## AVAILABLE DATA
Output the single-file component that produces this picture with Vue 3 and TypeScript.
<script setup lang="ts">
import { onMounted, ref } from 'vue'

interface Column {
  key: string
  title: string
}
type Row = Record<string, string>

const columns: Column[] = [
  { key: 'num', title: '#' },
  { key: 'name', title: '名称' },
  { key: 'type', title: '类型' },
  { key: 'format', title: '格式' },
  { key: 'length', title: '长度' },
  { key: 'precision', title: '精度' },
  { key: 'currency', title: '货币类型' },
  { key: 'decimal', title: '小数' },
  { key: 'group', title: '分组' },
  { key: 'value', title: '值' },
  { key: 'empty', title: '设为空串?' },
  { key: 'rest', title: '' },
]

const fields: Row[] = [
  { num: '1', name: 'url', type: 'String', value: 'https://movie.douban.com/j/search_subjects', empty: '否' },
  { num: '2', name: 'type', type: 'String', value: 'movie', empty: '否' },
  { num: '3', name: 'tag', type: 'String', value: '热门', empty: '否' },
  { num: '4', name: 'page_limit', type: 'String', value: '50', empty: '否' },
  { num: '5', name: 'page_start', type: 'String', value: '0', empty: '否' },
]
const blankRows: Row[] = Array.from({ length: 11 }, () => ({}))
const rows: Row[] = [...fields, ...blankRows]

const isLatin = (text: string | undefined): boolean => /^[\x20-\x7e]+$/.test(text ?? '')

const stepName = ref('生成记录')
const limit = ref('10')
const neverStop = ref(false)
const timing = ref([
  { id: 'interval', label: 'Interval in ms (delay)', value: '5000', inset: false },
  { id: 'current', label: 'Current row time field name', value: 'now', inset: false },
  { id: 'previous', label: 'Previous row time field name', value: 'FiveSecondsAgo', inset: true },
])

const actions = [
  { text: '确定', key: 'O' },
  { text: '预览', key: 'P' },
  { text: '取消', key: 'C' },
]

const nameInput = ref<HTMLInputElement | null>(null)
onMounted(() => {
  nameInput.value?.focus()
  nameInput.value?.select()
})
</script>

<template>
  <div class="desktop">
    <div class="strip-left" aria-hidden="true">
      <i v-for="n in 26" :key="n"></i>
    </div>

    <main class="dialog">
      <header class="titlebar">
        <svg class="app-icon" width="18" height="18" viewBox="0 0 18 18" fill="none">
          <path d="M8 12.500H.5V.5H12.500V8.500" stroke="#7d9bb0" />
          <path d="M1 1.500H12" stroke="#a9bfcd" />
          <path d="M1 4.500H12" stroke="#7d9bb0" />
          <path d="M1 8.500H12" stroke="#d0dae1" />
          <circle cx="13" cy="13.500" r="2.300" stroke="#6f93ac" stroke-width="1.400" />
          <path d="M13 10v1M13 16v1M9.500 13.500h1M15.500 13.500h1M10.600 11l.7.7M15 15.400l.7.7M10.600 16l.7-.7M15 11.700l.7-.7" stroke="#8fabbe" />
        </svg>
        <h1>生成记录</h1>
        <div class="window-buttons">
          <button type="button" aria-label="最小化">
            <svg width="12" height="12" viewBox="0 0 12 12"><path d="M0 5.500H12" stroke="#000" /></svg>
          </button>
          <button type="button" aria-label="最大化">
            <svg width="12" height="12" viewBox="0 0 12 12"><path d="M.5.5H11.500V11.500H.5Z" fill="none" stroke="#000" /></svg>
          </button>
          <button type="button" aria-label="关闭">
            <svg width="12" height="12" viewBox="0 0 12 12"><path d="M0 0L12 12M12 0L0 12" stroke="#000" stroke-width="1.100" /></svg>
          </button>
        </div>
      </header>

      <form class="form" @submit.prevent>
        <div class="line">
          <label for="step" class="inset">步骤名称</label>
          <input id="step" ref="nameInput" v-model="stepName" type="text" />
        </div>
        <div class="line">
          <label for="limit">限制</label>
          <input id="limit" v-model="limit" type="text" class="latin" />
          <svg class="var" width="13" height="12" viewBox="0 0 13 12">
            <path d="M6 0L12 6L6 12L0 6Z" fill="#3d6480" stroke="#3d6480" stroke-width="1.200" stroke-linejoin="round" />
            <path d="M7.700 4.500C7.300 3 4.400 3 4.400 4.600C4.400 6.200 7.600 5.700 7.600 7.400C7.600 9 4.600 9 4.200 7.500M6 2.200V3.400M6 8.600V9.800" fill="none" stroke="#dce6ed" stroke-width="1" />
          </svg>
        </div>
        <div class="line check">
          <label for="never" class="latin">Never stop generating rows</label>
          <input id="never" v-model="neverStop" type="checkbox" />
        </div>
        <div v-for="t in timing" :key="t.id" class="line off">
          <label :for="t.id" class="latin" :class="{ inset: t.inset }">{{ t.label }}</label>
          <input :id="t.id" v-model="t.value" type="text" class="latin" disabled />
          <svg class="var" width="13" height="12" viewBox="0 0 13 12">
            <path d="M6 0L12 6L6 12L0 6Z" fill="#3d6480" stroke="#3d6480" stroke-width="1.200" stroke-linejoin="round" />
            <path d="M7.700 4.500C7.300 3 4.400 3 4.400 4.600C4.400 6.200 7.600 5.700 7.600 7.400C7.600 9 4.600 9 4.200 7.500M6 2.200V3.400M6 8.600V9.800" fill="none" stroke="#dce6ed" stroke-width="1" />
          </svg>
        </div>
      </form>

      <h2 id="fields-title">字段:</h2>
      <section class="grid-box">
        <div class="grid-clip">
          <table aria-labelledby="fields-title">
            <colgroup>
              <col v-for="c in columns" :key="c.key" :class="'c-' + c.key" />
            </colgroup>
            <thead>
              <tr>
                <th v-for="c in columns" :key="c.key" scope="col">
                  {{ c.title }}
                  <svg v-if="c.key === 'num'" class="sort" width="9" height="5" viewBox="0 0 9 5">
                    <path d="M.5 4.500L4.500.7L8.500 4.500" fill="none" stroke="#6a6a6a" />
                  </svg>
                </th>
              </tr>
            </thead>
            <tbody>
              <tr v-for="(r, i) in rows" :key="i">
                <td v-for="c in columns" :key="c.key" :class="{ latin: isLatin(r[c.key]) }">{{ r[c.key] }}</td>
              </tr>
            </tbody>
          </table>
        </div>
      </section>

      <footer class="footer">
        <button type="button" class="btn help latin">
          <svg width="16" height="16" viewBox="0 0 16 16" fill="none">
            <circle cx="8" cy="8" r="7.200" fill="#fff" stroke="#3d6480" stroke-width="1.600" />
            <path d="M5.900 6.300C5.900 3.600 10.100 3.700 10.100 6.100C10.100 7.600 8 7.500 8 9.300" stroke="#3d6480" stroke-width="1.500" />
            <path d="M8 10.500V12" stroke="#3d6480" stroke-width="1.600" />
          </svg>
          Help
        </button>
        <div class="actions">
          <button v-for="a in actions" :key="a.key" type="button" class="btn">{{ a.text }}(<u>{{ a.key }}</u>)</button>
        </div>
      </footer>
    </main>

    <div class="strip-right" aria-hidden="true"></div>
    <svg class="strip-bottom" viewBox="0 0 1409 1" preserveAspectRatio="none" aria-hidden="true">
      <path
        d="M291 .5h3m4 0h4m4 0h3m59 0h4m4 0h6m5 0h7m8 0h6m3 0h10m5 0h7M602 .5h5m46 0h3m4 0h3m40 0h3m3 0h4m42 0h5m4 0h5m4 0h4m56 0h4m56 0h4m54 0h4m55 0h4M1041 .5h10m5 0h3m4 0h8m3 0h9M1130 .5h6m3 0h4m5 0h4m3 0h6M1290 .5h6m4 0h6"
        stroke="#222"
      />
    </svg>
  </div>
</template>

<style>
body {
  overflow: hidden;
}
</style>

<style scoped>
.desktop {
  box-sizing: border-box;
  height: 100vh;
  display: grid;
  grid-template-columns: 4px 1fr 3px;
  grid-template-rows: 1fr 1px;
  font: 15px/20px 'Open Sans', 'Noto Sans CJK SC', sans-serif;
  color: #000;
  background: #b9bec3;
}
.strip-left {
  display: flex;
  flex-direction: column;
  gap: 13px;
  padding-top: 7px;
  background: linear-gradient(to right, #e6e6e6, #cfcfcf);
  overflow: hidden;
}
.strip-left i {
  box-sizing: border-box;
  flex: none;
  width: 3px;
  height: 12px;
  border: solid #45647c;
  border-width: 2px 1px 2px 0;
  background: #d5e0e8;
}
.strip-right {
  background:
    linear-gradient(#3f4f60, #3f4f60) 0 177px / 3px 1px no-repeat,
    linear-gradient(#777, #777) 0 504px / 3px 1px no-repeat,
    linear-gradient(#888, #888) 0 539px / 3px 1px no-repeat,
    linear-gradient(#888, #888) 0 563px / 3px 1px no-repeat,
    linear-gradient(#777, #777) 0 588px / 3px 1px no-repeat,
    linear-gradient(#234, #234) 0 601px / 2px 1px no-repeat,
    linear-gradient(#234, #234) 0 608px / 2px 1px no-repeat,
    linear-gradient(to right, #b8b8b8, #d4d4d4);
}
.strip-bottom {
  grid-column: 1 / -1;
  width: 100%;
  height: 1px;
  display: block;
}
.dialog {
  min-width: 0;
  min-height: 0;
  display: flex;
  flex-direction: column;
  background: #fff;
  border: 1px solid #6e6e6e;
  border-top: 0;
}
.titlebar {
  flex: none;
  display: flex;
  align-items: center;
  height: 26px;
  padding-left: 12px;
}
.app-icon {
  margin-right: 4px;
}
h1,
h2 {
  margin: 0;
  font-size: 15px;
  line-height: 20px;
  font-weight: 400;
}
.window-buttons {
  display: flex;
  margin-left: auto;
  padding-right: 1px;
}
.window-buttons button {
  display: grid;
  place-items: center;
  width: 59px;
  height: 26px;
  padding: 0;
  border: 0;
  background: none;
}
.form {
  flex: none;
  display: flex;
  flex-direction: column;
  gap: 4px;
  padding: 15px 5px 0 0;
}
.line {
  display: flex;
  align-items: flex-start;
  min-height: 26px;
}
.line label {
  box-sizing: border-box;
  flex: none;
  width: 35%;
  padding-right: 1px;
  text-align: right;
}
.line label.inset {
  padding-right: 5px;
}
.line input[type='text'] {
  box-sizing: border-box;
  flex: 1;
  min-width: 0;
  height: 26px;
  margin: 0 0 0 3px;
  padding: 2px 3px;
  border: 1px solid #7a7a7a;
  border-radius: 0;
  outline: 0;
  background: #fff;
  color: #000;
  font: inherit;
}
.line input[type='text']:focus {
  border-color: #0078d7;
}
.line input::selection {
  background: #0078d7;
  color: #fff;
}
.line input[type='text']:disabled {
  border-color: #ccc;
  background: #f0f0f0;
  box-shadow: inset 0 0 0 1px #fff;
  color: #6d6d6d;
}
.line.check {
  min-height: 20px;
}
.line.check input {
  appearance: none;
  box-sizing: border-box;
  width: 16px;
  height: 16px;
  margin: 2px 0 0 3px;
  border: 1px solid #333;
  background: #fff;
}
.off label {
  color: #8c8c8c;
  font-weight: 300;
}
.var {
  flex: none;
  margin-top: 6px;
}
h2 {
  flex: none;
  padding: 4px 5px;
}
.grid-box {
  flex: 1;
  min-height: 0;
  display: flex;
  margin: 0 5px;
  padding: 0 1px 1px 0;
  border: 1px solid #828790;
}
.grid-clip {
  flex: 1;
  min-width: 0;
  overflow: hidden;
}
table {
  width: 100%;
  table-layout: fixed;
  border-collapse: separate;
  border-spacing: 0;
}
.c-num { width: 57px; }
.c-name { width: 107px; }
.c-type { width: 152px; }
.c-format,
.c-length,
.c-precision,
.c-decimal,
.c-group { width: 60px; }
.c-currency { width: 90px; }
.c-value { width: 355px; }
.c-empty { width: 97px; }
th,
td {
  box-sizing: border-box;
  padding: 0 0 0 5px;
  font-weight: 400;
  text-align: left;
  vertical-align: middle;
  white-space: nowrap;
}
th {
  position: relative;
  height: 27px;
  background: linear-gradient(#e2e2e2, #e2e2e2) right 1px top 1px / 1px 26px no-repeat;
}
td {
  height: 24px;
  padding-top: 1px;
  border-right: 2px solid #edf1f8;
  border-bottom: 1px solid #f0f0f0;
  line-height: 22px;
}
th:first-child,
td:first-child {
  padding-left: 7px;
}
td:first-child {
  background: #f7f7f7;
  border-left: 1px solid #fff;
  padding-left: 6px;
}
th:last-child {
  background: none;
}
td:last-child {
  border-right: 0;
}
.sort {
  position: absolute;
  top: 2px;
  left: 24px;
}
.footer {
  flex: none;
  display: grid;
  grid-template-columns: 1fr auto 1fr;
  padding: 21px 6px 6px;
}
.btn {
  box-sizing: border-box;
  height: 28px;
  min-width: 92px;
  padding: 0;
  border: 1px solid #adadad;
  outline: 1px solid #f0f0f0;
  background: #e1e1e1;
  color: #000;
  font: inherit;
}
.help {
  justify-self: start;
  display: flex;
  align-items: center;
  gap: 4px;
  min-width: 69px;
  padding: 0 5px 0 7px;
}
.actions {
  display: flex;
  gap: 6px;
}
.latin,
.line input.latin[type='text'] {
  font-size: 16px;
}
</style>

## DIRECTIONS FOR THIS TASK
In the listing above, reproduce the first line and each one after it through the line that contains "const rows: Row[] = [...fields, ...blankRows]".

## WRITTEN REPLY
Output the single-file component that produces this picture with Vue 3 and TypeScript.
<script setup lang="ts">
import { onMounted, ref } from 'vue'

interface Column {
  key: string
  title: string
}
type Row = Record<string, string>

const columns: Column[] = [
  { key: 'num', title: '#' },
  { key: 'name', title: '名称' },
  { key: 'type', title: '类型' },
  { key: 'format', title: '格式' },
  { key: 'length', title: '长度' },
  { key: 'precision', title: '精度' },
  { key: 'currency', title: '货币类型' },
  { key: 'decimal', title: '小数' },
  { key: 'group', title: '分组' },
  { key: 'value', title: '值' },
  { key: 'empty', title: '设为空串?' },
  { key: 'rest', title: '' },
]

const fields: Row[] = [
  { num: '1', name: 'url', type: 'String', value: 'https://movie.douban.com/j/search_subjects', empty: '否' },
  { num: '2', name: 'type', type: 'String', value: 'movie', empty: '否' },
  { num: '3', name: 'tag', type: 'String', value: '热门', empty: '否' },
  { num: '4', name: 'page_limit', type: 'String', value: '50', empty: '否' },
  { num: '5', name: 'page_start', type: 'String', value: '0', empty: '否' },
]
const blankRows: Row[] = Array.from({ length: 11 }, () => ({}))
const rows: Row[] = [...fields, ...blankRows]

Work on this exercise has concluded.